I think that'd be _very_ annoying and confusing. Consider typical
know-nothing user. "It says 'NuCard'. I have 'NuCard'. It won't work. This
'NuCard' thing must be sh*t."
>
>2) If you had the American decompiler installed on your system,
> the German stack would get decompiled into its American
> equivalent because the decompiler deals with the bytecodes
> not the German.
Please look at the decompiler in Interpreter. It decompiles into something
like assembly code -- not NuTalk. Decompiling into NuTalk is not a project
I'd wish upon my worst enemy.
>This of course means that there would
> be no translation for variable names and comments (if that
> information even makes it into the binary stack file).
Variable names & comments are not bytecoded. In fact, it gets worse. They
are encoded by number. But variable numbers can be re-used (I think...
don't quite remember).
> This would be the heart of the sharing mechanism. If we also
> implemented the concept of "style themes" for the editor,
> we could get around the annoyance of having our code
> reformatted for us. The capitalization, and code structure
> would be defined by the "theme" which could be individually
> tailored. The programmer could then use whatever "theme"
> was their favorite and never have worry about annoying
> someone else because that other person would just load the
> code into their own "theme".
Interesting idea, but this is not AppleScript so it may be somewhat hard.

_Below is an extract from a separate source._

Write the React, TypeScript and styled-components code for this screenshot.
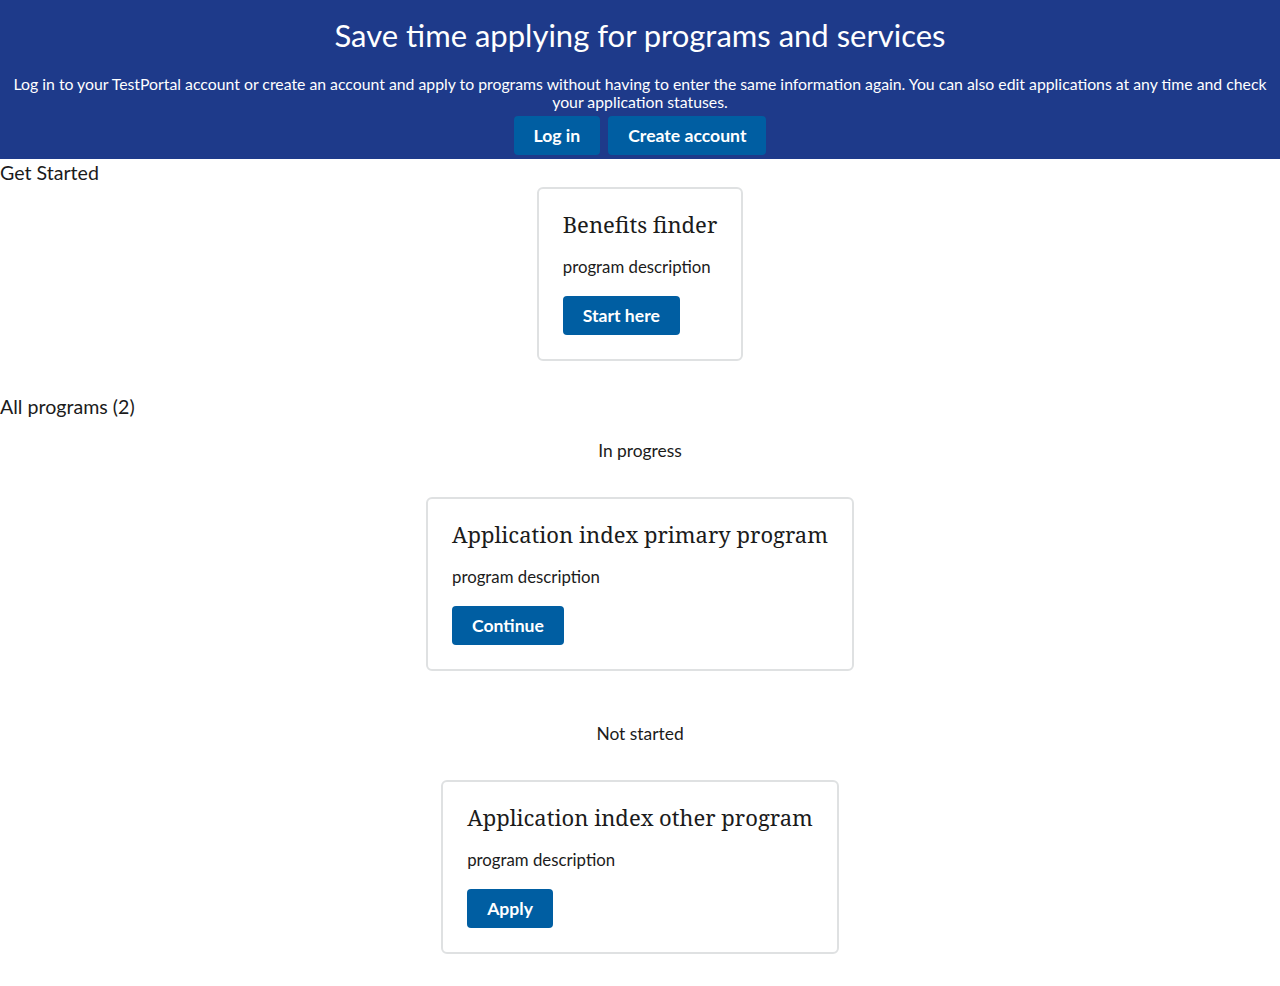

>All of this of course happens AFTER we get a couple decent
>engines to justify the need.
YEAH!
>
>> And do remember: The bytecodes are _not_ cross-platform, for reasons
>> primarily of speed.
>
>They are not transparently cross platform, but why couldn't
>we create a cross platform superset for purposes of
>translation to other platforms? We would have to do
>something like this if we want it to be cross platform.
The design of the bytecode is fundamentally not cross platform. No superset
could be, by definition. No subset could be by design.
On a different platform, the Interpreter would simple retokenize the
uncompiled code.
>
>English -> OC byte codes -> platform specific assembly
No -- it goes like this:
English -> NullCPU assembly
Where NullCPU (I hope I got that name right!) is a platform-specific
made-up CPU.
Or are you proposing an intermediary "OC byte code"? Actually, I might be
switching to something like that -- the parser is giving me nightmares as
it is now. And it would allow a lot of stuff like that.